EXERCISE: Using the data below, gather each line that includes the word "full".

......

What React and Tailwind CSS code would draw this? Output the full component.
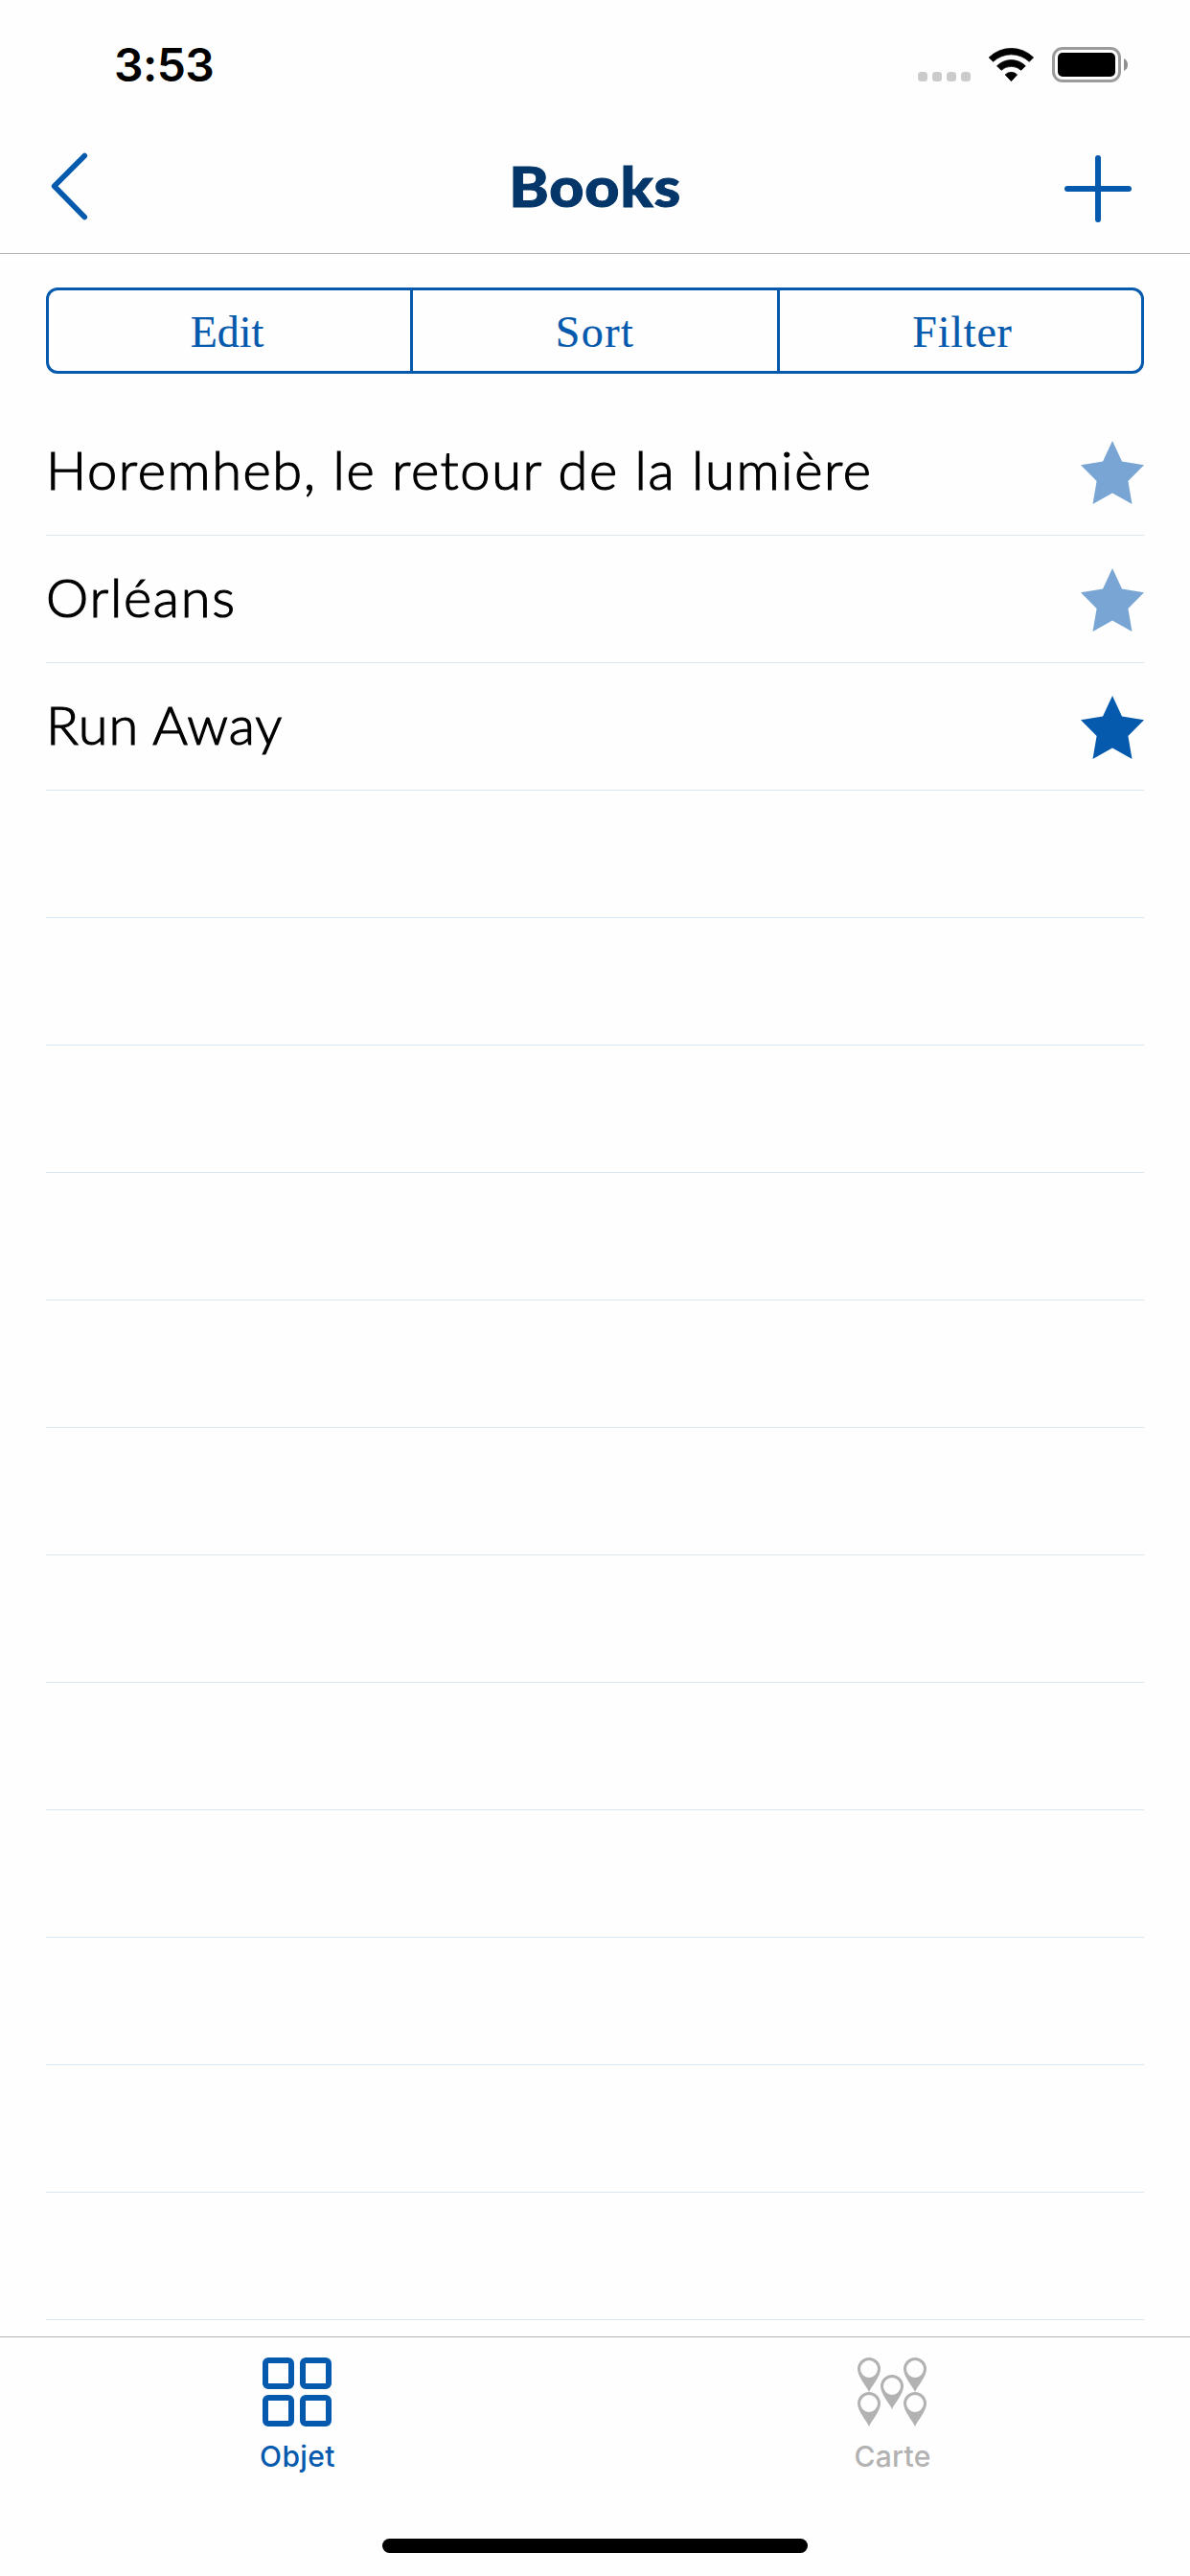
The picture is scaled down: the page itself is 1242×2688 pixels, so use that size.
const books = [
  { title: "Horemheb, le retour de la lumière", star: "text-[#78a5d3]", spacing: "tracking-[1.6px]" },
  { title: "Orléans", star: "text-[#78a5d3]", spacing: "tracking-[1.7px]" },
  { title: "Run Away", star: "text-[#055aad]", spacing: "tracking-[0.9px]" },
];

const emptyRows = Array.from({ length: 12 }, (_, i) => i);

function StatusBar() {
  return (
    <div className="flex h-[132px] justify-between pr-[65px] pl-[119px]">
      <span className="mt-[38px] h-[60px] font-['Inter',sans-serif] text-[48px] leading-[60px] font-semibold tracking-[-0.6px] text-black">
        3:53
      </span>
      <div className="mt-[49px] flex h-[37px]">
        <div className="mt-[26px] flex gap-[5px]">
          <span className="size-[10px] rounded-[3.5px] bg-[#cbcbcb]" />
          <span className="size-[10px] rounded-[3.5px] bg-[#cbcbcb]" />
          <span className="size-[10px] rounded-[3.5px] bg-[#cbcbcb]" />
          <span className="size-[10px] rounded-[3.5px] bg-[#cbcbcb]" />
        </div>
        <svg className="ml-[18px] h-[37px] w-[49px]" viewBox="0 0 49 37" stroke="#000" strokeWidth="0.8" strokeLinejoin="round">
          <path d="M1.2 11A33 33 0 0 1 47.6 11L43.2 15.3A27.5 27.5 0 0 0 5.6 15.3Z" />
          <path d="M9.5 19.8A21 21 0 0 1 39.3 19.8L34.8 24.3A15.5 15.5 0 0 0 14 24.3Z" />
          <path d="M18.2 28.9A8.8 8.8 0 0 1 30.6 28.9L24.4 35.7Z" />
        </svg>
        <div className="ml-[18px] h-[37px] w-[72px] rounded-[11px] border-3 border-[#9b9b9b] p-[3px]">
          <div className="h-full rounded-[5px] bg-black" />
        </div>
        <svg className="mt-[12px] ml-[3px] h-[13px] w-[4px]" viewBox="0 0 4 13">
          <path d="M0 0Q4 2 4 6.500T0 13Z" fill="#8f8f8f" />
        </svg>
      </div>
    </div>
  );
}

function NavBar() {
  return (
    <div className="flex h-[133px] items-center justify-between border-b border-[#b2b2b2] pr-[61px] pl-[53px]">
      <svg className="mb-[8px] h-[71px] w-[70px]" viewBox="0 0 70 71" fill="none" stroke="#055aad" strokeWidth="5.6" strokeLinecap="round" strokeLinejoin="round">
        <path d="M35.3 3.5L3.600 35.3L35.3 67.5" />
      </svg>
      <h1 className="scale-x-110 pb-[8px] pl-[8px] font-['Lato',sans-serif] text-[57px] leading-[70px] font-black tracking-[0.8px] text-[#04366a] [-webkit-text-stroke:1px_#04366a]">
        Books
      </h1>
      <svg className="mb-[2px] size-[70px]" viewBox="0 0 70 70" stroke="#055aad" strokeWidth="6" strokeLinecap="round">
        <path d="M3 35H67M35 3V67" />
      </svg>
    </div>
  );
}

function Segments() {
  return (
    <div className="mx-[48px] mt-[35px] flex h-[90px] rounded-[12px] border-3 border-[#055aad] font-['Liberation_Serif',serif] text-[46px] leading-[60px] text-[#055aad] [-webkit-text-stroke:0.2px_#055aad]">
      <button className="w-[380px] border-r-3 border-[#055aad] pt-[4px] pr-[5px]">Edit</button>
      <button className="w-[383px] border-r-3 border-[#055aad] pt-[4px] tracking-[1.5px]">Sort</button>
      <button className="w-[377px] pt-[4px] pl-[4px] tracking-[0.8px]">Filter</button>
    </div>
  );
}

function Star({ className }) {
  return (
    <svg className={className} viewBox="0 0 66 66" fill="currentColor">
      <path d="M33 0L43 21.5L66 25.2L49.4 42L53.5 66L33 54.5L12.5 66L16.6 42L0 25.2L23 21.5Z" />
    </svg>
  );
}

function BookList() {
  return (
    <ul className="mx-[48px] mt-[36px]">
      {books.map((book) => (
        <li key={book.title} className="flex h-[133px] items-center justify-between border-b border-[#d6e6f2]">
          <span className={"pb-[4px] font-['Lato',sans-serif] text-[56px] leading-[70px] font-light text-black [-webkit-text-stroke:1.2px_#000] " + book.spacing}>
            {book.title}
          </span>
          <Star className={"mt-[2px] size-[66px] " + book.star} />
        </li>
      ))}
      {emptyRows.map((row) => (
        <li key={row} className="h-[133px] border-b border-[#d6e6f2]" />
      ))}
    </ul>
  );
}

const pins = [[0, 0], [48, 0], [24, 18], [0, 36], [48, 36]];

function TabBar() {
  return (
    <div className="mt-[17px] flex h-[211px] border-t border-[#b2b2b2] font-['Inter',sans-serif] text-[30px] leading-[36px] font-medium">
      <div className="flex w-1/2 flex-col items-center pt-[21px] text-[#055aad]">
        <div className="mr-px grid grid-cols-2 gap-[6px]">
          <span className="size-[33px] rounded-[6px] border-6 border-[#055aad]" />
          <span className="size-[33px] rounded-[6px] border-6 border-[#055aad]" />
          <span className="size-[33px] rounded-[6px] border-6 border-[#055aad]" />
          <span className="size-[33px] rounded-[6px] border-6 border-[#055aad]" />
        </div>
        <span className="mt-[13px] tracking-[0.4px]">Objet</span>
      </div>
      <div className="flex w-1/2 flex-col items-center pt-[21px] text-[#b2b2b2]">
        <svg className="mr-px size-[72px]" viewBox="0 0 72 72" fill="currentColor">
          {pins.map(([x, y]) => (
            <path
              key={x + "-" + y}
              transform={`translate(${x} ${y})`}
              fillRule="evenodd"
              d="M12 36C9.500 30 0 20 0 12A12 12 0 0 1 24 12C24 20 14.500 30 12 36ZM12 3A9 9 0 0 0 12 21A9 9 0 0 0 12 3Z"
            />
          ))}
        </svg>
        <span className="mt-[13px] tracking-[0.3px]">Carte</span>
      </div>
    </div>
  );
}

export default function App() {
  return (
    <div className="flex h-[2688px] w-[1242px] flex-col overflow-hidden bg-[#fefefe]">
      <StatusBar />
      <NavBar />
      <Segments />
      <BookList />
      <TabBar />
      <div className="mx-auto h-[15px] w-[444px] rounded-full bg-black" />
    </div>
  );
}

......

ANSWER TO THIS TASK:
What React and Tailwind CSS code would draw this? Output the full component.
          <div className="h-full rounded-[5px] bg-black" />
      <div className="mx-auto h-[15px] w-[444px] rounded-full bg-black" />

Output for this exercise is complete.